Regtech solutions are still evolving, but, according to EY’s Dr Kirby, the main brake on adoption is that “the IT environments at regulators, central banks and governments are not yet at the point where they can readily interoperate with the industry as a whole”. However, he sees this rapidly changing as regtech solutions and “smart” or self-executing contracts become more mainstream (these are computer programming codes that facilitate or enforce the performance of an agreement using blockchain technology).
“Machine Learning, Artificial Intelligence and Natural Language Processing will quite soon be widely applied to the ‘second line of defence’ skills in legal, compliance and risk management,” he said. “This will start with day-to-day monitoring in activities such as surveillance and AML and extend over time to filing reports of trades and transactions to meet regulatory conduct of business and prudential obligations in each jurisdiction.”

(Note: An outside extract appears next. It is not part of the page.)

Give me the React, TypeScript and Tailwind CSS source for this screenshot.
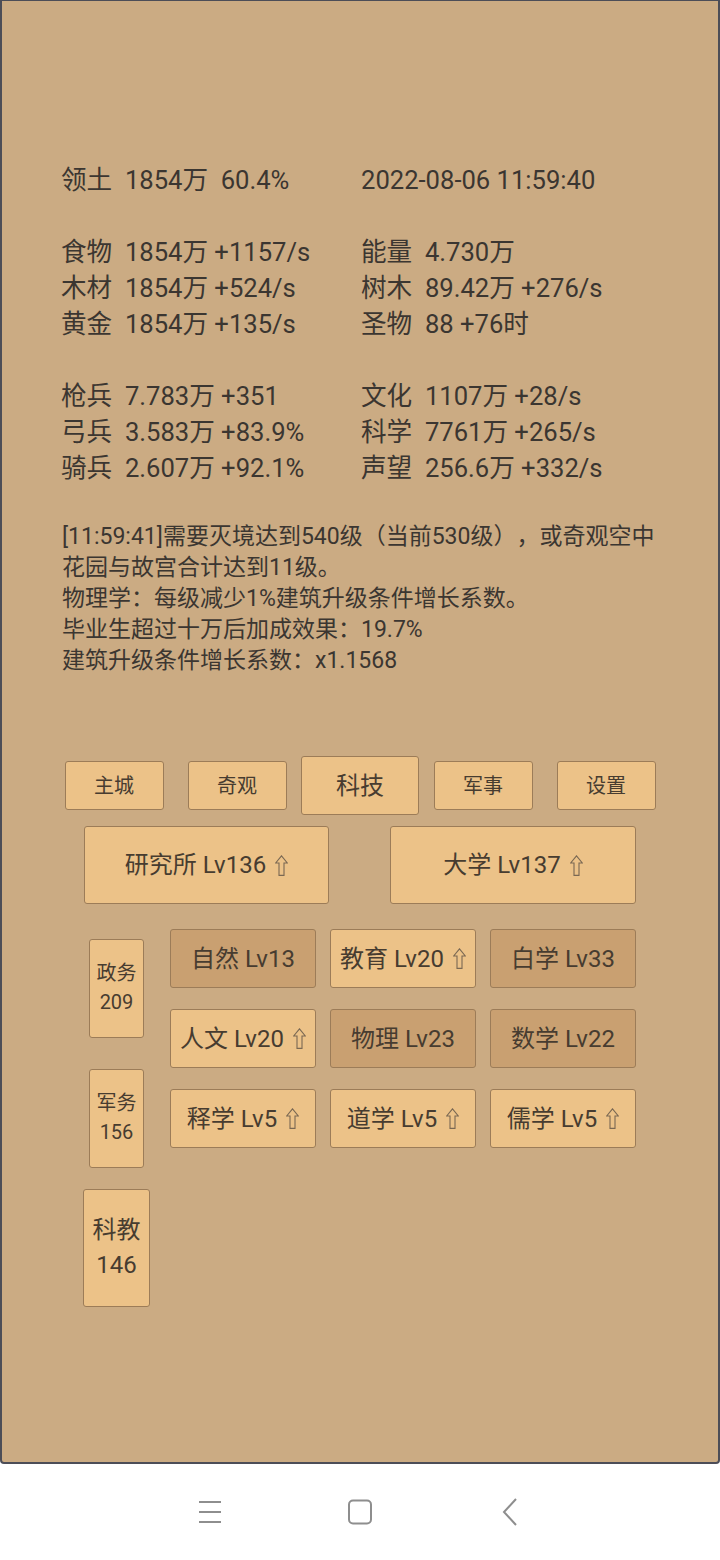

Believing them beneficial to society as a whole, as well as to the institutions pooling their resources, regulators and governments are thought to be increasingly positive on the use of “utility technolo¬gies” (this is where service/technology providers offer a centralised outsourcing of key common tasks, potentially across the entire industry). In an AML context, this would mean institutions and authorities sharing KYC, transactional or other data through a third party “utility” - an approach which would likely have to draw on Distributed Ledger Technol¬ogy in turn.
Compliance is undeniably the area most fraught with complexity when it comes to AI adoption, and great strides in other technologies such as biometrics and big data will also be required for real progress to be made. However, it is also arguably where wealth management sector stands to make the biggest gains. For many institutions, the compliance burden has become unbearably heavy and, as we have seen, AI has huge potential to help lighten the load.